# Your favourite version of...



## Operafocus (Jul 17, 2011)

...an aria, a libretto, whatever. You don't need to go by what the previous poster has said, although discussions are welcome too  Only criteria is that you post a link so everyone can hear it 

As I've got quite a few (what I consider) "ultimate versions" I'll start quite randomly with "Ivano, Alvari, ti celasti" from "Forza del Destino". As much as I love the version with Richard Tucker and Robert Merrill, live, I think I prefer this one. Maybe. Yes, I think so. 

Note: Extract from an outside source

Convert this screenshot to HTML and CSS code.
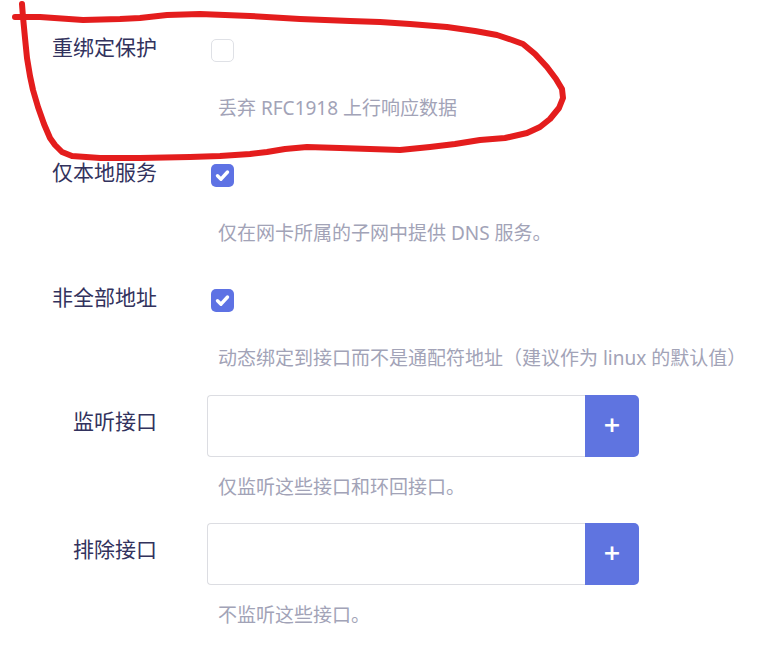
FILE: index.html
```html
<!DOCTYPE html>
<html lang="zh-CN">
<head>
<meta charset="utf-8">
<title>DNS 设置</title>
<link rel="stylesheet" href="styles.css">
</head>
<body>
<div class="form">
  <div class="section">
    <div class="row">
      <div class="label">重绑定保护</div>
      <div class="field"><span class="checkbox"></span></div>
    </div>
    <div class="desc">丢弃 RFC1918 上行响应数据</div>
  </div>
  <div class="section">
    <div class="row">
      <div class="label">仅本地服务</div>
      <div class="field"><span class="checkbox checked"><svg viewBox="0 0 23 23" width="23" height="23"><polyline points="6.5,11.8 10,15.2 16.5,8" fill="none" stroke="#fff" stroke-width="3.4" stroke-linecap="round" stroke-linejoin="round"/></svg></span></div>
    </div>
    <div class="desc">仅在网卡所属的子网中提供 DNS 服务。</div>
  </div>
  <div class="section">
    <div class="row">
      <div class="label">非全部地址</div>
      <div class="field"><span class="checkbox checked"><svg viewBox="0 0 23 23" width="23" height="23"><polyline points="6.5,11.8 10,15.2 16.5,8" fill="none" stroke="#fff" stroke-width="3.4" stroke-linecap="round" stroke-linejoin="round"/></svg></span></div>
    </div>
    <div class="desc">动态绑定到接口而不是通配符地址（建议作为 linux 的默认值）</div>
  </div>
  <div class="section input-section">
    <div class="row">
      <div class="label">监听接口</div>
      <div class="field">
        <div class="input-group"><input class="text" type="text"><button class="add" type="button">+</button></div>
      </div>
    </div>
    <div class="desc">仅监听这些接口和环回接口。</div>
  </div>
  <div class="section input-section">
    <div class="row">
      <div class="label">排除接口</div>
      <div class="field">
        <div class="input-group"><input class="text" type="text"><button class="add" type="button">+</button></div>
      </div>
    </div>
    <div class="desc">不监听这些接口。</div>
  </div>
</div>
<svg class="annotation" width="766" height="170" viewBox="0 0 766 170">
  <path d="M15 17 L40 17 L83 20 L120 19 L140 18 L167 15 L200 14 L250 16 L300 19 L350 21 L380 22 L410 24 L447 27 L475 31 L497 35 L512 40 L523 44 L535 54 L547 67 L556 79 L562 89 L563 98 L559 108 L550 119 L540 127 L527 133 L505 138 L480 140 L455 144 L430 147 L400 150 L370 149 L340 148 L307 147 L285 149 L267 152 L250 154 L220 156 L190 157 L140 158 L100 158 L72 156 L62 152 L55 145 L50 138 L44 124 L38 107 L33 90 L30 76 L27 58 L25 38 L23 17 L22 4" fill="none" stroke="#e41d1d" stroke-width="6" stroke-linecap="round" stroke-linejoin="round"/>
</svg>
</body>
</html>
```
FILE: styles.css
```css
html, body {
  margin: 0;
  padding: 0;
  background: #ffffff;
}

body {
  font-family: "Noto Sans", "Noto Sans CJK SC", sans-serif;
  position: relative;
  width: 766px;
  height: 645px;
  overflow: hidden;
}

.form {
  display: flex;
  flex-direction: column;
  gap: 23px;
  padding-top: 19px;
}

.section {
  display: flex;
  flex-direction: column;
  gap: 14px;
}

.input-section {
  gap: 17px;
}

.section:nth-child(4) {
  margin-top: 1px;
}

.row {
  display: grid;
  grid-template-columns: 157px 432px;
  column-gap: 50px;
  height: 62px;
  align-items: center;
}

.label {
  text-align: right;
  font-size: 21px;
  line-height: 26px;
  color: #32325d;
  padding-bottom: 6px;
}

.input-section .label {
  padding-bottom: 10px;
}

.field {
  display: flex;
  align-items: center;
  height: 62px;
}

.checkbox {
  display: flex;
  width: 23px;
  height: 23px;
  box-sizing: border-box;
  margin-left: 4px;
  border: 1px solid #dfe1e6;
  border-radius: 5px;
  background: #fff;
}

.checkbox.checked {
  border: none;
  background: #5e72e4;
}

.input-group {
  display: flex;
  width: 432px;
  height: 62px;
}

.text {
  flex: 1;
  min-width: 0;
  box-sizing: border-box;
  height: 62px;
  margin: 0;
  border: 1px solid #dcdde2;
  border-right: none;
  border-radius: 4px 0 0 4px;
  background: #fff;
  outline: none;
}

.add {
  width: 54px;
  height: 62px;
  margin: 0;
  padding: 0 0 2px;
  border: none;
  border-radius: 0 5px 5px 0;
  background: #5f74e0;
  color: #fff;
  font-family: "DejaVu Sans", sans-serif;
  font-size: 22px;
  font-weight: bold;
  line-height: 1;
}

.desc {
  margin-left: 218px;
  font-size: 19px;
  line-height: 26px;
  color: #a2a3b7;
  white-space: nowrap;
}

.annotation {
  position: absolute;
  left: 0;
  top: 0;
  pointer-events: none;
}
```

(around 3.40 is where the "highlights" begin  )


----------



## sospiro (Apr 3, 2010)

I Lombardi alla prima crociata - _La mia letizia infondere_

by José Carreras

I've heard several other versions including a later version by Carreras but nothing touches this one by him aged 30






ORONTE
La mia letizia infondere
Vorrei nel suo bel core;
Vorrei destar coi palpiti
Del mio beato amore
Tante armonie nell'etere,
Quanti pianeti egli ha;
Ir seco al cielo ed ergermi
Dove mortal non va!


----------



## Almaviva (Aug 13, 2010)

_Je crois entendre encore, _the famous aria from _Les pêcheurs de perles, _is one of the few that this otherwise anti-translation guy likes in translation, in this case into Italian, as _Mi par d'udir ancora, _in my very preferred version with Giuseppe di Stefano:


----------



## Operafocus (Jul 17, 2011)

My personal favourite of "Nessun Dorma" (after having gone through about half a million of'em :lol: ) - that top and finale (and general glorious sound!) is *just* :clap:


----------